DFO must respect Indigenous lobster fishing rights
Problems in the Nova Scotia lobster fishery after Indigenous groups decided to exercise their treaty rights have become a recurring theme in Canadian fisheries management, where otherwise reasonable and legal requests for inclusion of Indigenous peoples have been put off or ignored — at least until conflicts occur.
Economists argue that fishing wild stocks — public goods managed by the Department of Fisheries and Oceans (DFO) — in a free-for-all situation is biologically and economically unsustainable. They usually argue for some form of fishing access rights, considering all users’ needs of the resource. Canada has partially followed these recommendations, although with mixed success and without much regard for social and economic issues. The present lobster fishery regulations in Eastern Canada maintain the status quo distribution. This deals partially with the “open access” fishing problem.
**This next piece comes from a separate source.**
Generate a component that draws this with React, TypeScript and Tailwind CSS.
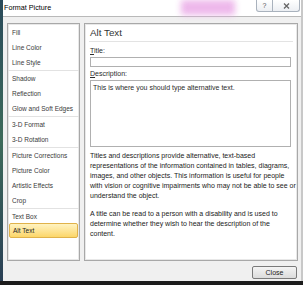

Yet, we know that however access rights are created, there will be winners and losers. Presently, the winners are the nonIndigenous lobster fishers, many of whom have been in the fishery for several decades. This group has an advantage in maintaining their access rights, because membership is small, well-organized and ready to lobby DFO to maintain access to exclude other users.
Some Canadians excluded from lobster fisheries are also families who fish for sport or subsistence, as well as Indigenous stakeholders. DFO, under pressure from commercial non-Indigenous lobster fishers, makes regulations to exclude other Canadians, invoking biological conservation, an objective enshrined in the Fisheries Act of Canada. This exclusion can extend to other species related to lobster. Coastal families who sport or subsistence fish cannot fish for herring and mackerel in certain DFO regions, partly because these are bait fish for lobster. Although conservation is often invoked because of the Fisheries Act, it is also selectively applied. Such restrictions, through the guise of conservation, further favour those who have pre-existing access rights.
Exclusion of other Canadians to accessing lobster and related species has seldom come to the fore. However, Indigenous fishing rights have been recognized for some time by the courts. Examples of this are the Sparrow (1990) and later the Marshall (1999) decisions, which upheld the rights of Indigenous families and fishers to earn a “modest living from the sea.” DFO, the manager of these access rights, has failed to clearly codify that vague directive, although they have been active in transferring fishing access rights for species in certain regions to Indigenous fishers, while excluding enlarged access to lobster and other higher-valued species.
Attempts by DFO to expand fishing access to Indigenous groups have been occurring for over 20 years, but mainly by allowing access to newer species of lower value. Access is not often extended to higher-value species like lobster. Frustrated Indigenous groups have again been asserting their treaty rights through actions that some perceive as unreasonable. However, their claims have been deemed reasonable for over 20 years by the Supreme Court of Canada in landmark decisions.
It is now time for DFO to recognize the court’s decision and establish ground rules for access to the lobster fishery that include Indigenous groups. However, doing so will require a change of perspective. The ministry continues to approach management of these public goods almost exclusively through the lens of biological conservation. In so doing, that blinds managers to the social and economic nuances of their own decision-making.
It becomes easy, for example, for managers to identify a group as the beneficiary (usually those able to maintain the most political pressure) and exclude everyone else under the pretense of conservation. In these cases, social and economic considerations — such as providing access rights efficiently and fairly to all resource users — are set aside. DFO must now, while still respecting the conservation objectives of the Fisheries Act, make room for another legitimate stakeholder, as they should have done long ago.
DFO and Canadians should recognize the conflict for what it is — a legitimate debate over the efficiency and justice of access rights distribution as presently executed by DFO.
Failing that, fisheries management will continue to be fraught by conflicts and by unsustainable exploitation of these public goods, thus undermining the very precepts of conservation DFO claims to uphold.